The development project for the Prius began 20 years ago, in 1994. Toyota had begun working on hybrid technologies a quarter century earlier, back in the 1960s. But the prevailing view in the company was that a commercially feasible hybrid vehicle was still a long way off. The project team members defied the doubters by bringing the Prius to market in just three years.

Driving the Prius-development project was a strong mandate from management: launch a car by 1997 that would provide twice the fuel economy of conventional vehicles. The project had, in other words, a crystal-clear target for output. That focus on output engendered a powerful solidarity among the project team members, and that solidarity was instrumental in bringing the Prius to market so swiftly.

In setting goals, let us aim high and not simply settle for what seems possible. Let us set concrete deadlines, however, and undertake R&D with an uncompromising commitment to meeting those deadlines. That kind of results-oriented approach will be absolutely essential in achieving meaningful innovation on a continuing basis.

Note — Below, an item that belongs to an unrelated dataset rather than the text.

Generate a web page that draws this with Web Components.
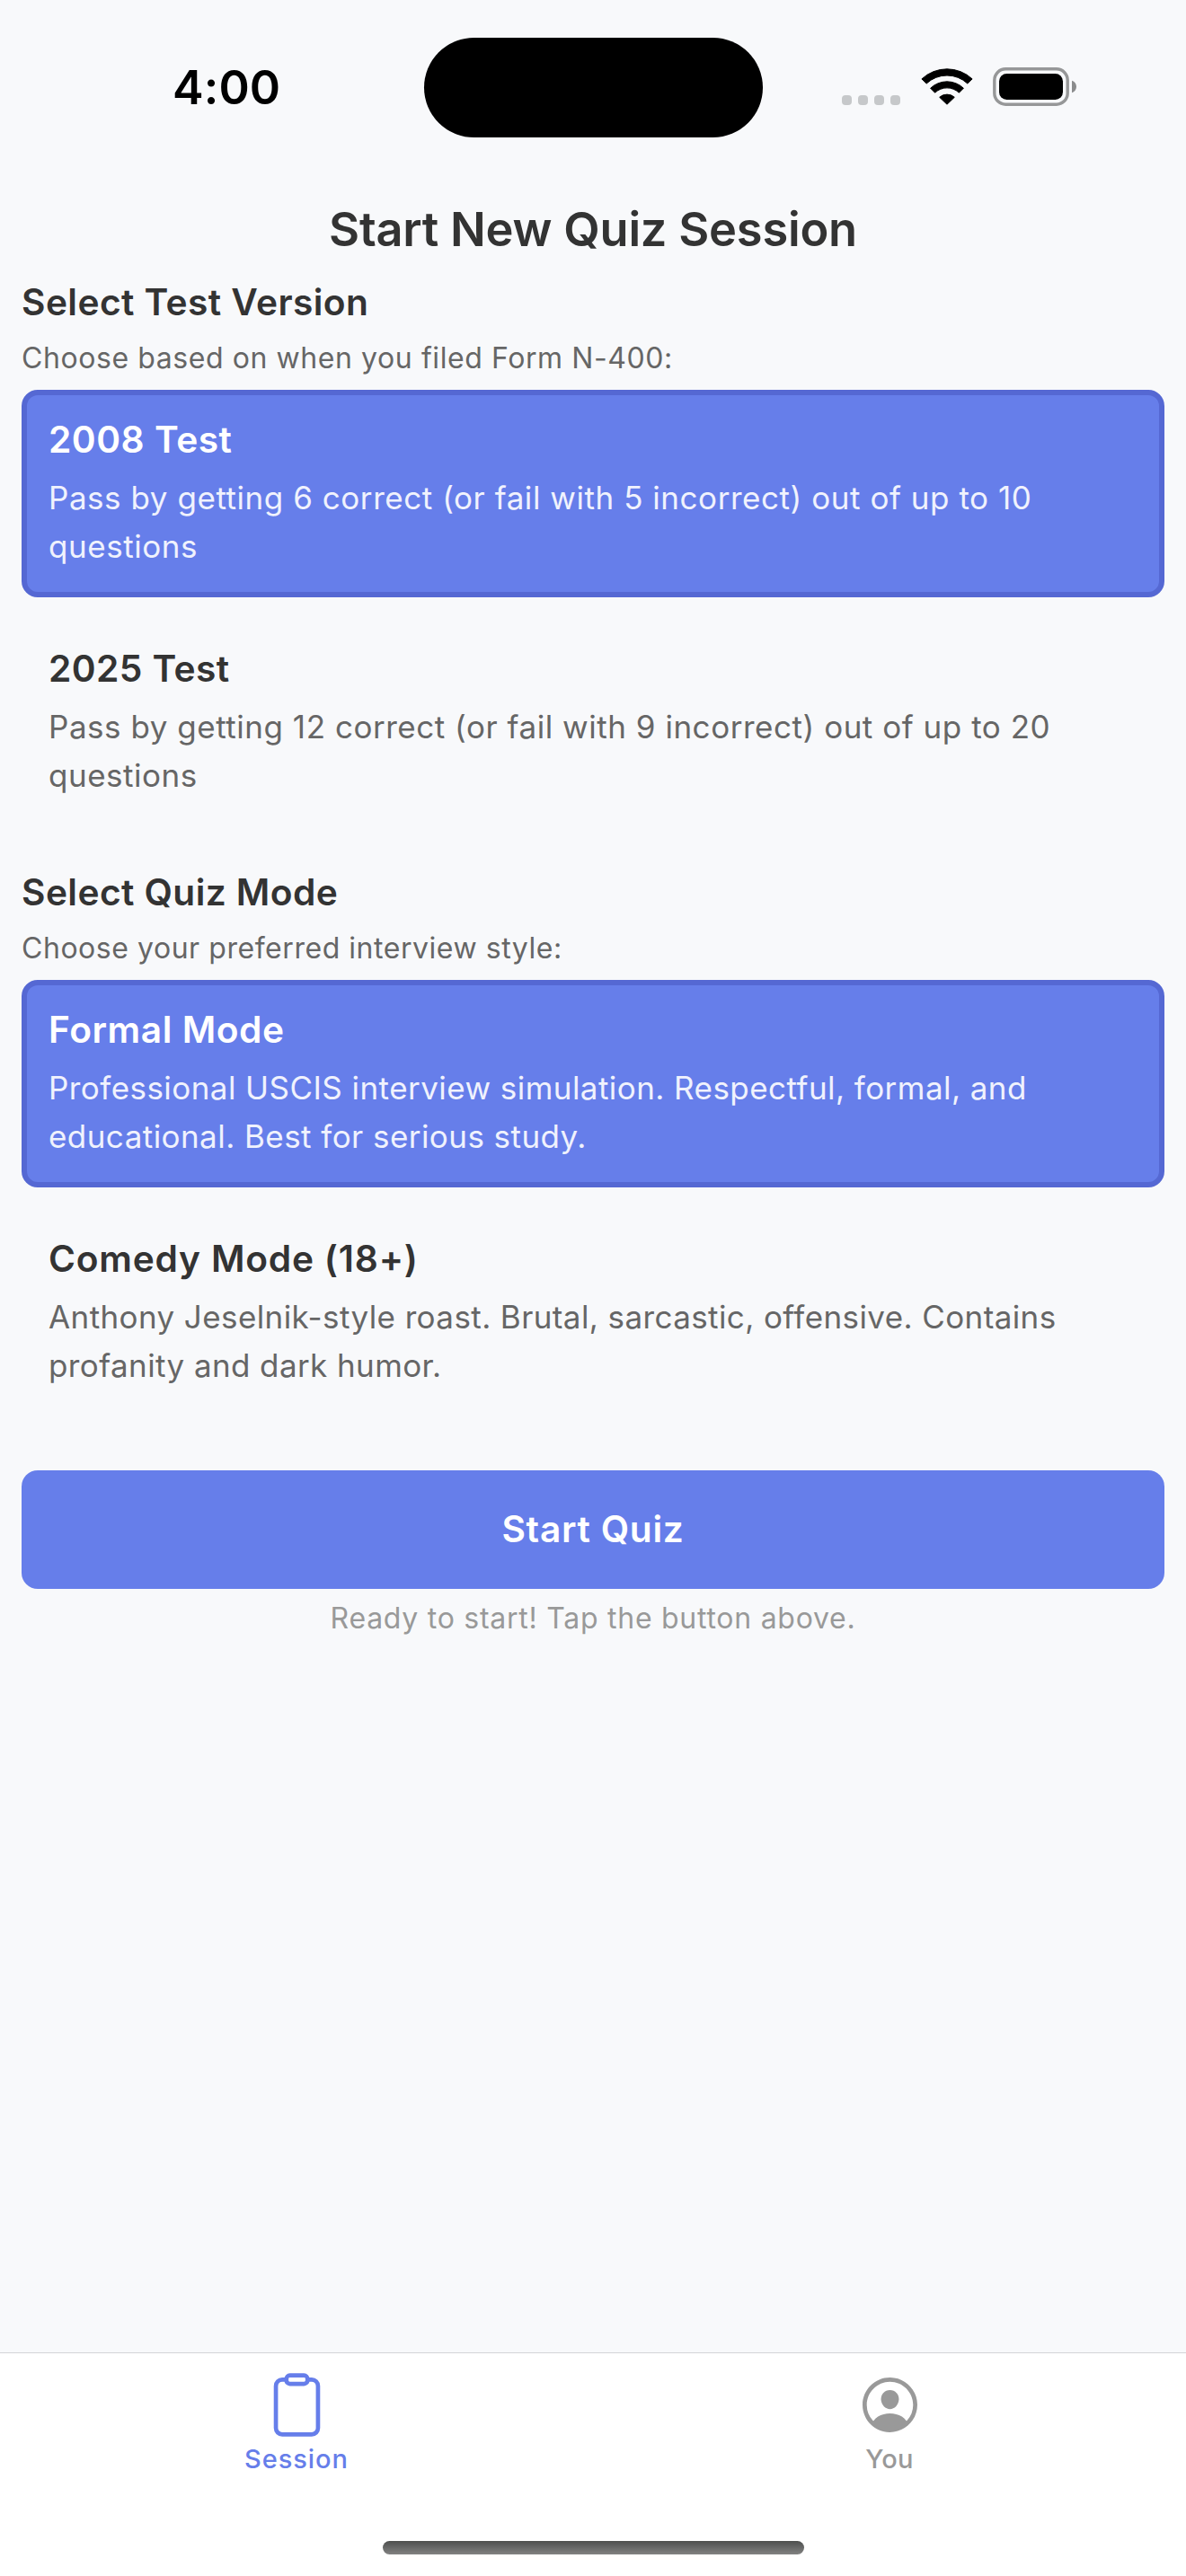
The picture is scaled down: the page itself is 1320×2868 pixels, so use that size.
<!DOCTYPE html>
<html lang="en">
<head>
<meta charset="utf-8">
<title>Start New Quiz Session</title>
<style>
  html, body { margin: 0; padding: 0; }
  body { width: 1320px; height: 2868px; overflow: hidden; background: #f8f9fb; font-family: Inter, "Liberation Sans", sans-serif; }
</style>
</head>
<body>
<quiz-app>
  <status-bar slot="status" time="4:00"></status-bar>
  <screen-title slot="title">Start New Quiz Session</screen-title>
  <option-group heading="Select Test Version" hint="Choose based on when you filed Form N-400:" style="--hint-ls:.577px">
    <option-card selected label="2008 Test" style="--label-ls:.52px;--desc-ls:.545px">Pass by getting 6 correct (or fail with 5 incorrect) out of up to 10 questions</option-card>
    <option-card label="2025 Test" style="--label-ls:.4px;--desc-ls:.527px">Pass by getting 12 correct (or fail with 9 incorrect) out of up to 20 questions</option-card>
  </option-group>
  <option-group heading="Select Quiz Mode" hint="Choose your preferred interview style:" style="--hint-ls:.543px">
    <option-card selected label="Formal Mode" style="--label-ls:.55px;--desc-ls:.445px">Professional USCIS interview simulation. Respectful, formal, and educational. Best for serious study.</option-card>
    <option-card label="Comedy Mode (18+)" style="--label-ls:.79px;--desc-ls:.4px">Anthony Jeselnik-style roast. Brutal, sarcastic, offensive. Contains profanity and dark humor.</option-card>
  </option-group>
  <start-action slot="action" note="Ready to start! Tap the button above.">Start Quiz</start-action>
  <tab-bar slot="tabs">
    <tab-item active icon="clipboard" style="--tab-ls:.93px">Session</tab-item>
    <tab-item icon="person" style="--tab-ls:.3px">You</tab-item>
  </tab-bar>
</quiz-app>
<script>
const define = (name, render) => customElements.define(name, class extends HTMLElement {
  constructor() {
    super();
    this.attachShadow({ mode: 'open' }).innerHTML = render(this);
  }
});

define('quiz-app', () => `
  <style>
    :host { display: flex; flex-direction: column; width: 1320px; height: 2868px; }
    main { flex: 1; display: flex; flex-direction: column; padding: 0 24px; }
    .groups { display: flex; flex-direction: column; gap: 44px; margin: 19px 0 60px; }
  </style>
  <slot name="status"></slot>
  <main>
    <slot name="title"></slot>
    <div class="groups"><slot></slot></div>
    <slot name="action"></slot>
  </main>
  <slot name="tabs"></slot>`);

define('status-bar', el => `
  <style>
    :host { display: grid; grid-template-columns: 471px 378px 471px; height: 222px; align-items: start; }
    .time { padding: 65px 0 0 192px; font-size: 52px; font-weight: 600; line-height: 66px; letter-spacing: .1px; color: #000; }
    .island { margin: 41.5px .5px 0; height: 111px; border-radius: 56px; background: #000; }
    .icons { display: flex; align-items: flex-end; height: 43px; margin: 75px 0 0 88px; }
    svg { display: block; }
    .dots { display: flex; gap: 7px; margin-bottom: 1px; }
    .dots i { width: 11px; height: 11px; border-radius: 4px; background: #c6c8ca; }
    .wifi { margin: 0 22px 1px 23px; }
  </style>
  <div class="time">${el.getAttribute('time')}</div>
  <div class="island"></div>
  <div class="icons">
    <div class="dots"><i></i><i></i><i></i><i></i></div>
    <svg class="wifi" width="58" height="42" viewBox="-29 -42 58 42">
      <g stroke="#000" stroke-width="1" stroke-linejoin="round">
        <path d="M-28.1-29.1A41.2 41.2 0 0 1 28.1-29.1L22.8-24A33.4 33.4 0 0 0-22.8-24Z"/>
        <path d="M-18.4-18.8A26.7 26.7 0 0 1 18.4-18.8L13.4-13.8A19.5 19.5 0 0 0-13.4-13.8Z"/>
        <path d="M-8.3-8.7A12.4 12.4 0 0 1 8.3-8.7L0-.8Z"/>
      </g>
    </svg>
    <svg width="94" height="43" viewBox="0 0 94 43">
      <rect x="1.8" y="1.8" width="81.4" height="39.4" rx="12.4" fill="none" stroke="#969798" stroke-width="3.4"/>
      <rect x="7" y="7" width="71" height="29" rx="8.5" fill="#000"/>
      <path d="M88 14.7c3 1 5 3.7 5 6.8s-2 5.800-5 6.800z" fill="#8b8c8d"/>
    </svg>
  </div>`);

define('screen-title', () => `
  <style>
    :host { display: block; text-align: center; font-size: 52.4px; font-weight: 600; line-height: 66px; letter-spacing: -.23px; color: #333; }
  </style>
  <slot></slot>`);

define('option-group', el => `
  <style>
    :host { display: flex; flex-direction: column; }
    h2 { margin: 0 0 8px; font-size: 40.7px; font-weight: 600; line-height: 60px; letter-spacing: .42px; color: #333; }
    p { margin: 0 0 11px; font-size: 32px; line-height: 48px; letter-spacing: var(--hint-ls); color: #666; }
    .cards { display: flex; flex-direction: column; gap: 24px; }
  </style>
  <h2>${el.getAttribute('heading')}</h2>
  <p>${el.getAttribute('hint')}</p>
  <div class="cards"><slot></slot></div>`);

define('option-card', el => `
  <style>
    :host { display: flex; flex-direction: column; gap: 10px; box-sizing: border-box; height: 231px; padding: 23px 24px 24px;
            border: 6px solid transparent; border-radius: 18px; color: #666; }
    :host([selected]) { background: #667eea; border-color: #5568d3; color: #f0f2fd; }
    .label { font-size: 40.7px; font-weight: 600; line-height: 54px; letter-spacing: var(--label-ls); color: #333; }
    :host([selected]) .label { color: #fff; }
    .desc { font-size: 35px; line-height: 54px; letter-spacing: var(--desc-ls); }
  </style>
  <div class="label">${el.getAttribute('label')}</div>
  <div class="desc"><slot></slot></div>`);

define('start-action', el => `
  <style>
    :host { display: flex; flex-direction: column; gap: 9px; }
    button { height: 132px; border: 0; border-radius: 18px; padding: 0 0 1px; background: #667eea; color: #fff;
             font: 600 40.7px/54px Inter, "Liberation Sans", sans-serif; letter-spacing: .72px; }
    p { margin: 0; text-align: center; font-size: 32px; line-height: 48px; letter-spacing: .737px; color: #999; }
  </style>
  <button><slot></slot></button>
  <p>${el.getAttribute('note')}</p>`);

define('tab-bar', () => `
  <style>
    :host { display: flex; flex-direction: column; justify-content: space-between; align-items: center; box-sizing: border-box;
            height: 249px; padding-bottom: 24px; border-top: 1px solid #d4d5d8; background: #fff; }
    nav { display: grid; grid-template-columns: 1fr 1fr; width: 100%; }
    .home { width: 469px; height: 15px; border-radius: 8px; background: linear-gradient(#4d4f4e, #828282); }
  </style>
  <nav><slot></slot></nav>
  <div class="home"></div>`);

const ICONS = {
  clipboard: `<g fill="none" stroke="currentColor" stroke-width="32" stroke-linejoin="round">
      <path d="M336 64h32a48 48 0 0 1 48 48v320a48 48 0 0 1-48 48H144a48 48 0 0 1-48-48V112a48 48 0 0 1 48-48h32"/>
      <rect x="176" y="32" width="160" height="64" rx="26.13"/></g>`,
  person: `<g fill="currentColor">
      <path d="M258.9 48C141.92 46.42 46.42 141.92 48 258.9c1.56 112.19 92.91 203.54 205.1 205.1 117 1.6 212.48-93.9 210.88-210.88C462.44 140.91 371.09 49.56 258.9 48zm126.42 327.25a4 4 0 0 1-6.14-.32 124.27 124.27 0 0 0-32.35-29.59C321.37 329 289.11 320 256 320s-65.37 9-90.83 25.34a124.24 124.24 0 0 0-32.35 29.58 4 4 0 0 1-6.14.32A175.32 175.32 0 0 1 80 259c-1.63-97.31 78.22-178.76 175.57-179S432 158.81 432 256a175.32 175.32 0 0 1-46.68 119.25z"/>
      <path d="M256 144c-19.72 0-37.55 7.39-50.22 20.82s-19 32-17.57 51.93C191.11 256 221.52 288 256 288s64.83-32 67.79-71.24c1.48-19.74-4.8-38.14-17.68-51.82C293.39 151.44 275.59 144 256 144z"/></g>`
};

define('tab-item', el => `
  <style>
    :host { display: flex; flex-direction: column; align-items: center; padding-top: 20px; color: #999;
            font-size: 29px; font-weight: 500; line-height: 36px; letter-spacing: var(--tab-ls); }
    :host([active]) { color: #667eea; }
    svg { display: block; width: 75px; height: 75px; margin-bottom: 5px; }
  </style>
  <svg viewBox="0 0 512 512">${ICONS[el.getAttribute('icon')]}</svg>
  <span><slot></slot></span>`);
</script>
</body>
</html>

Lasting growth for Japan, given our nation's dearth of natural resources, will hinge on asserting industrial vitality. And our industrial vitality will hinge on progress in scientific and technological innovation. So let us in industry step up our collaboration with academic and government partners with an eye to transforming R&D into meaningful output. Let us stage a national effort to reinforce our collective international competitiveness.

Hosting of the 2020 Olympic and Paralympic Games can be and should be an excellent opportunity for exhibiting Japan's recovery from the Great East Japan Earthquake and for showcasing our nation's scientific and technological innovation. Over the next six years, let us in Japanese industry take part in readying a positive message to the world.